While these tentative reforms are important, they do nothing to repair the damage done to the 34 miles of completed and partially built Class II trails that were the focus of the Court of Appeals decision. By December 2022, negotiations between Protect the Adirondacks and DEC-APA had reached an impasse. We had attempted to reach agreement on the future of these former Class II trails and future policies for trail construction. But the State would not meet us halfway and refused to make binding commitments on many of the issues.
Going into the 2022-23 winter season, it appears that for the second year in a row the DEC plans to groom and manage illegal Class II trails as if it is business as usual. Protect the Adirondacks has now asked the original trial court in Albany to implement the decisions of the appellate courts and bring the State into compliance with the Constitution.
Reforms come slow to state agencies. Reforms come especially slowly to management of the three-million-acre Forest Preserve in the Adirondacks and Catskills. Sometimes public advocacy can drive reforms in New York, sometimes exceptional leadership from state agency employees can do it, sometimes it’s a directive from the Governor, sometimes it’s new state laws. Other times, it’s legal action in the courts.

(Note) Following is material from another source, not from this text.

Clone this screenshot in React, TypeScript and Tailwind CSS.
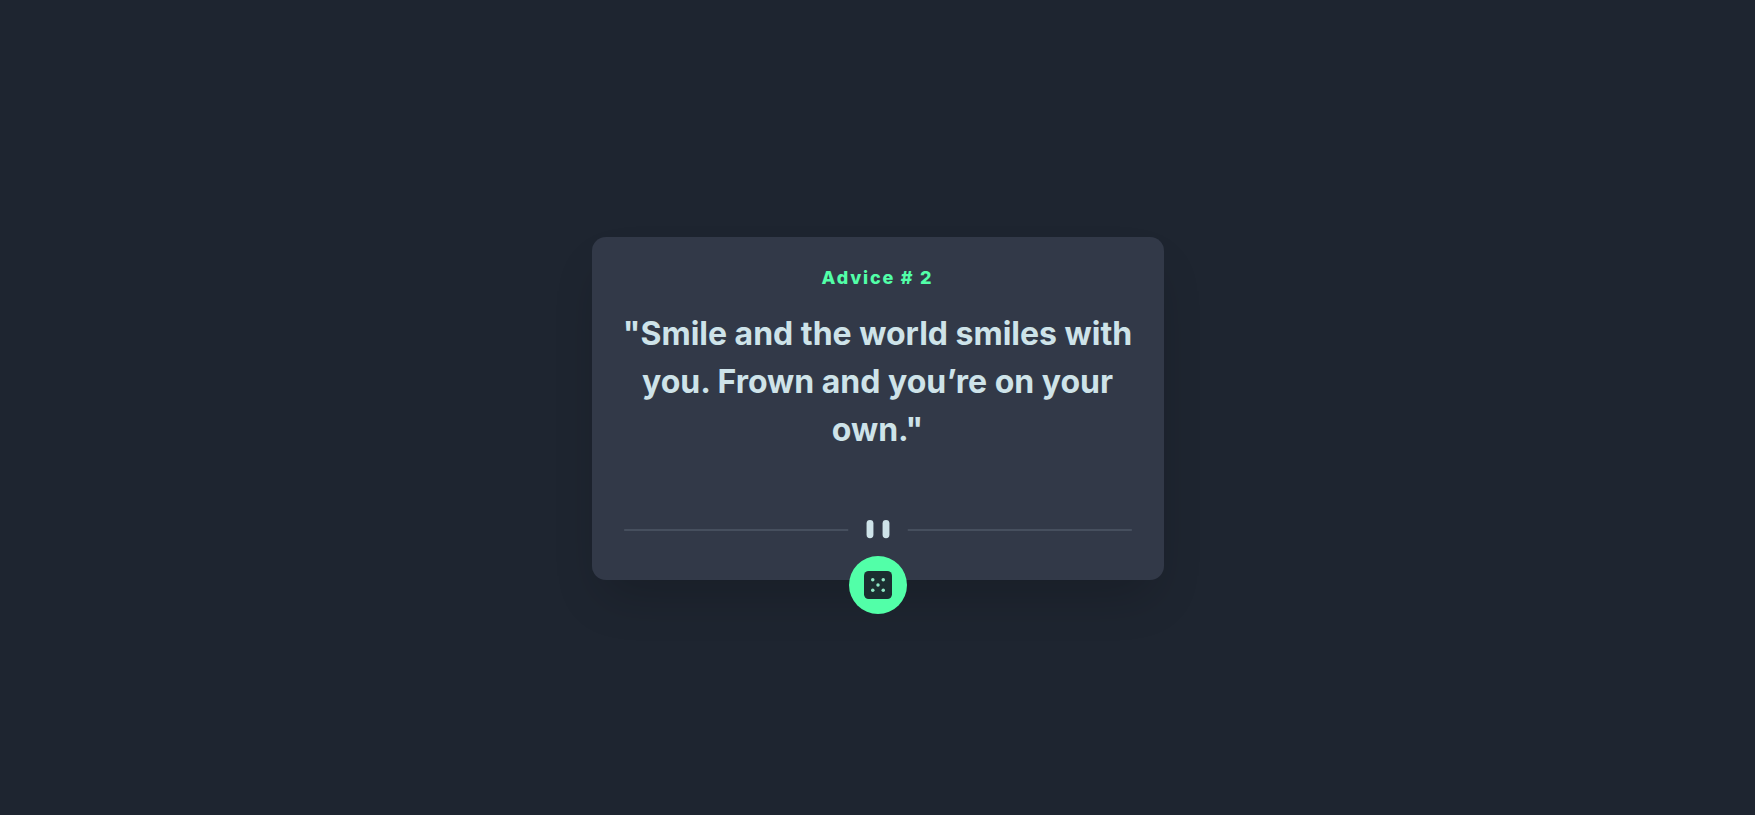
function Divider() {
  return (
    <svg className="mt-[66px] block w-full" viewBox="0 0 444 16" aria-hidden="true">
      <path fill="#464F5E" d="M0 7.9h196v1.75H0zM248 7.9h196v1.75H248z" />
      <g transform="translate(212)" fill="#CEE3E9">
        <rect width="6" height="16" rx="3" />
        <rect x="14" width="6" height="16" rx="3" />
      </g>
    </svg>
  );
}

function DiceIcon() {
  return (
    <svg className="size-7" viewBox="0 0 24 24" aria-hidden="true">
      <rect width="24" height="24" rx="4" fill="#1B2E30" />
      <g fill="#8FE8C4">
        <circle cx="7.5" cy="7.5" r="1.5" />
        <circle cx="16.5" cy="7.5" r="1.5" />
        <circle cx="12" cy="12" r="1.5" />
        <circle cx="7.5" cy="16.5" r="1.5" />
        <circle cx="16.5" cy="16.5" r="1.5" />
      </g>
    </svg>
  );
}

export default function App() {
  return (
    <main className="flex min-h-screen items-center justify-center bg-[#1e2530] pt-0.5 font-['Inter',sans-serif]">
      <section className="relative w-full max-w-[572px] rounded-[14px] bg-[#323948] px-8 pt-[27px] pb-[41px] text-center shadow-2xl shadow-black/20">
        <h1 className="text-lg font-extrabold tracking-widest text-[#52ffa8]">Advice # 2</h1>
        <p className="-mx-1 mt-[18px] text-[32px] leading-12 font-bold text-[#cee3e9]">
          "Smile and the world smiles with you. Frown and you’re on your own."
        </p>
        <Divider />
        <button
          type="button"
          aria-label="New advice"
          className="absolute -bottom-[34px] left-1/2 flex size-[58px] -translate-x-1/2 cursor-pointer items-center justify-center rounded-full bg-[#52ffa8]"
        >
          <DiceIcon />
        </button>
      </section>
    </main>
  );
}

In this case, important reforms to Forest Preserve management were jump-started by the Court of Appeals decision, which will continue to positively shape management for decades to come. The DEC and APA still have a lot of work to do to get their houses in order when it comes to Forest Preserve management. 2023 marks the 11th year of Protect the Adirondacks’ Article 14 legal odyssey that challenged and prevailed, in a David and Goliath struggle, over state agencies that were circumventing the state Constitution in order to open the Forest Preserve to ever-increasing levels of motorized recreation and were using its management as bargaining chips for their political deals and objectives.
Hopefully, the next 11 years will see a new era of transparency and reform in Forest Preserve management.